En d’autres temps, Beaumarchais fût vite venu à bout d’un tel adversaire. Mais sa verve d’antan s’était refroidie. Puis, en quelques années, la France avait changé d’humeur. Au moment de la première représentation du Mariage de Figaro, « critiquer et rire, disait Mme Campan, étaient la disposition de l’esprit français ». Maintenant on critiquait, et toujours plus haut. On riait moins.
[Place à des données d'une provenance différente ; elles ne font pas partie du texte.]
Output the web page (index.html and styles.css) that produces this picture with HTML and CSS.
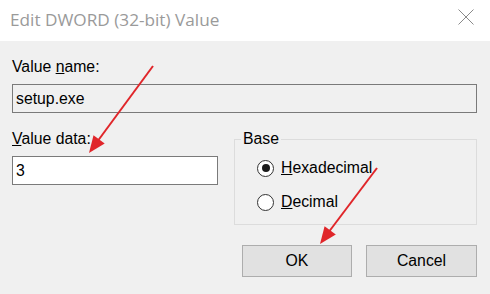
FILE: index.html
```html
<!DOCTYPE html>
<html>
<head>
<meta charset="utf-8">
<link rel="stylesheet" href="styles.css">
</head>
<body>
<div class="dialog">
  <div class="titlebar">
    <span class="title">Edit DWORD (32-bit) Value</span>
    <svg class="close" width="16" height="16" viewBox="0 0 16 16"><path d="M0.5 0.5 L15.5 15.5 M15.5 0.5 L0.5 15.5" stroke="#8a8a8a" stroke-width="1" fill="none"/></svg>
  </div>
  <div class="content">
    <div class="label name-label">Value <u>n</u>ame:</div>
    <div class="field readonly">setup.exe</div>
    <div class="row">
      <div class="left">
        <div class="label"><u>V</u>alue data:</div>
        <div class="field data">3</div>
      </div>
      <fieldset class="group">
        <legend>Base</legend>
        <div class="radio"><span class="dot checked"></span><span><u>H</u>exadecimal</span></div>
        <div class="radio"><span class="dot"></span><span><u>D</u>ecimal</span></div>
      </fieldset>
    </div>
    <div class="buttons">
      <div class="btn ok">OK</div>
      <div class="btn cancel">Cancel</div>
    </div>
  </div>
  <svg class="arrows" width="490" height="294" viewBox="0 0 490 294">
    <line x1="153" y1="66" x2="97" y2="142" stroke="#e0262a" stroke-width="2"/>
    <polygon points="89,153 104.7,143.5 93.5,135.2" fill="#e0262a"/>
    <line x1="377" y1="168" x2="328" y2="233" stroke="#e0262a" stroke-width="2"/>
    <polygon points="320,244 335.8,234.6 324.6,226.2" fill="#e0262a"/>
  </svg>
</div>
</body>
</html>
```
FILE: styles.css
```css
html, body {
  margin: 0;
  padding: 0;
}
body {
  background: #f0f0f0;
  font-family: "Liberation Sans", Arial, sans-serif;
  font-size: 15.8px;
  color: #000;
}
.dialog {
  position: relative;
  width: 490px;
  height: 294px;
  overflow: hidden;
}
.titlebar {
  height: 41px;
  background: #fff;
  display: flex;
  align-items: center;
  justify-content: space-between;
  padding: 0 16px 0 10px;
  box-sizing: border-box;
}
.title {
  font-family: "Open Sans", "Noto Sans", sans-serif;
  font-size: 17.2px;
  color: #9a9a9a;
  margin-top: -2px;
}
.close {
  display: block;
  margin-top: -7px;
}
.content {
  padding: 0 13px 0 12px;
}
.label {
  line-height: 18px;
}
.name-label {
  margin-top: 17px;
  margin-bottom: 8px;
}
.field {
  height: 29px;
  box-sizing: border-box;
  border: 1px solid #7a7a7a;
  padding: 0 3px;
  line-height: 27px;
}
.readonly {
  background: #f0f0f0;
}
.row {
  display: flex;
  gap: 16px;
  margin-top: 17px;
}
.left {
  width: 206px;
}
.left .label {
  margin-bottom: 8px;
}
.data {
  background: #fff;
}
.group {
  flex: 1;
  margin: 0;
  padding: 3px 0 0 22px;
  border: 1px solid #dcdcdc;
  height: 95px;
  box-sizing: border-box;
  min-width: 0;
}
.group legend {
  padding: 0 2px;
  margin-left: -16px;
  line-height: 18px;
}
.radio {
  display: flex;
  align-items: center;
  gap: 7px;
  height: 34px;
}
.dot {
  width: 17px;
  height: 17px;
  box-sizing: border-box;
  border: 1px solid #333;
  border-radius: 50%;
  background: #fff;
  position: relative;
}
.dot.checked::after {
  content: "";
  position: absolute;
  left: 3.5px;
  top: 3.5px;
  width: 8px;
  height: 8px;
  border-radius: 50%;
  background: #1a1a1a;
}
.buttons {
  display: flex;
  justify-content: flex-end;
  gap: 14px;
  margin-top: 20px;
}
.btn {
  height: 32px;
  box-sizing: border-box;
  border: 1px solid #adadad;
  background: #e1e1e1;
  display: flex;
  align-items: center;
  justify-content: center;
}
.ok {
  width: 110px;
}
.cancel {
  width: 111px;
}
.arrows {
  position: absolute;
  left: 0;
  top: 0;
  pointer-events: none;
}
```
Bergasse, avec ses indignations tumultueuses et ses sombres prophéties, remuait la foule plus sûrement que Beaumarchais, avec sa gaîté ironique.

Dans ses mémoires, celui-ci avait beau discuter de la façon la plus claire et la plus probante les accusations dont on voulait le charger, le public, ayant vite oublié le fond de l’affaire, n’avait d’oreilles que pour Bergasse. L’avocat, tout en reprochant à ses adversaires d’avoir obtenu la révocation d’une lettre de cachet (c’était tout le procès), attaquait les ministres, flétrissait les abus d’autorité, insultait Lenoir, insultait Daudet et insultait surtout Beaumarchais. « Malheureux ! criait-il, tu sues le crime ! » et la foule battait des mains.